White tends to be romantic, and by using a variety of flowers, you can create the texture you desire. Look for white roses, anemones and astilbes, gypsophila, seeded eucalyptus and a light blue astrantia spray or forget me nots to complement the bridal bouquet.

If you're looking for a more trendy theme, opt for a combination of red, mauve and blush-toned roses, peonies and dahlias. Alternatively, look for blush pink and ivory flora, silver frosted foliage and finish with rose gold ribbons to accentuate the shade of your bouquet. You can also incorporate rose gold into your bows on the chairs, napkins and cake decorations.

By choosing the best quality artificial flowers, you avoid the issue of seasonal availability. They create beautiful keepsakes, avoid any allergy issues, but most importantly, you can keep them as a lovely keepsake.

Elisa Hsiao, Elyn Boutique
www.elynboutique.com

 

Seasonal romance

Seasonal romance

Q. My hubby-to-be and I are having an autumn wedding and would like to incorporate the time of year into our flowers.

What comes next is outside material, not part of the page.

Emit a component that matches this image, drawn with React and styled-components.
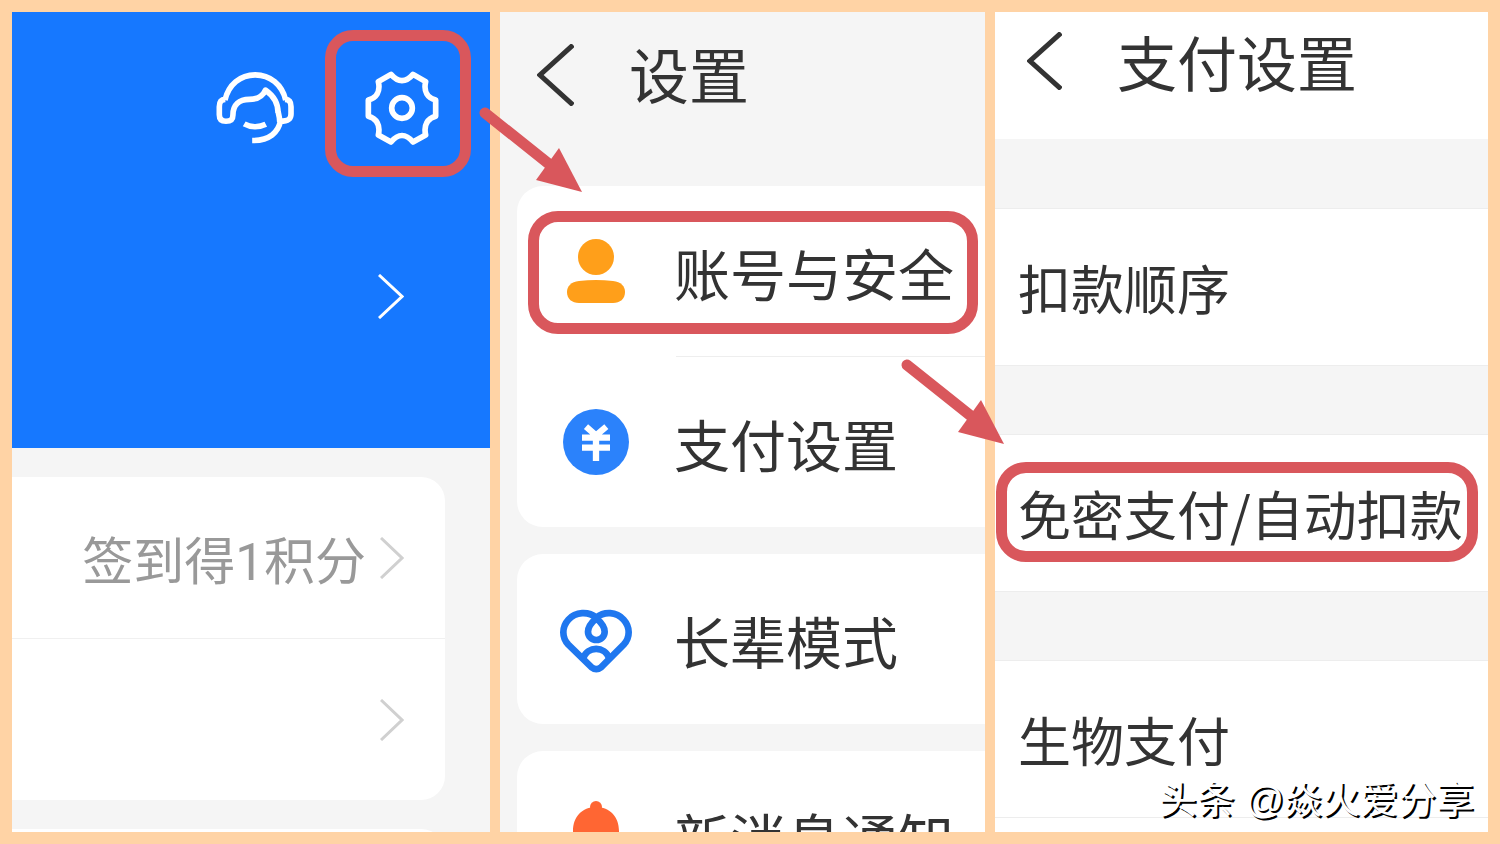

Do you have any ideas of what blooms and colours we should look for?

A. Samara Forsyth Searle says: Many people associate autumn with traditional burnt oranges and reds but we're starting to see an increase in purples, reds, pinks, dried flowers and foliage.

Deep hues will contrast with soft, muted versions and look great when mixed with foliage. Full-colour bouquets look more natural and suit the time of year perfectly.

Some options that are available in a range of colours are roses, spray roses, hydrangeas, dahlias, freesias and delphiniums. Filler flowers are equally as important so look for options like astilbe, thistles, scabious and ranunculus. Foliage is also a must-have, mix your blooms with seeded eucalyptus, cinema eucalyptus, parvifolia and baby blue eucalyptus to create texture.

The possibilities are endless, and with the help of your florist, you'll be able to create the perfect arrangements.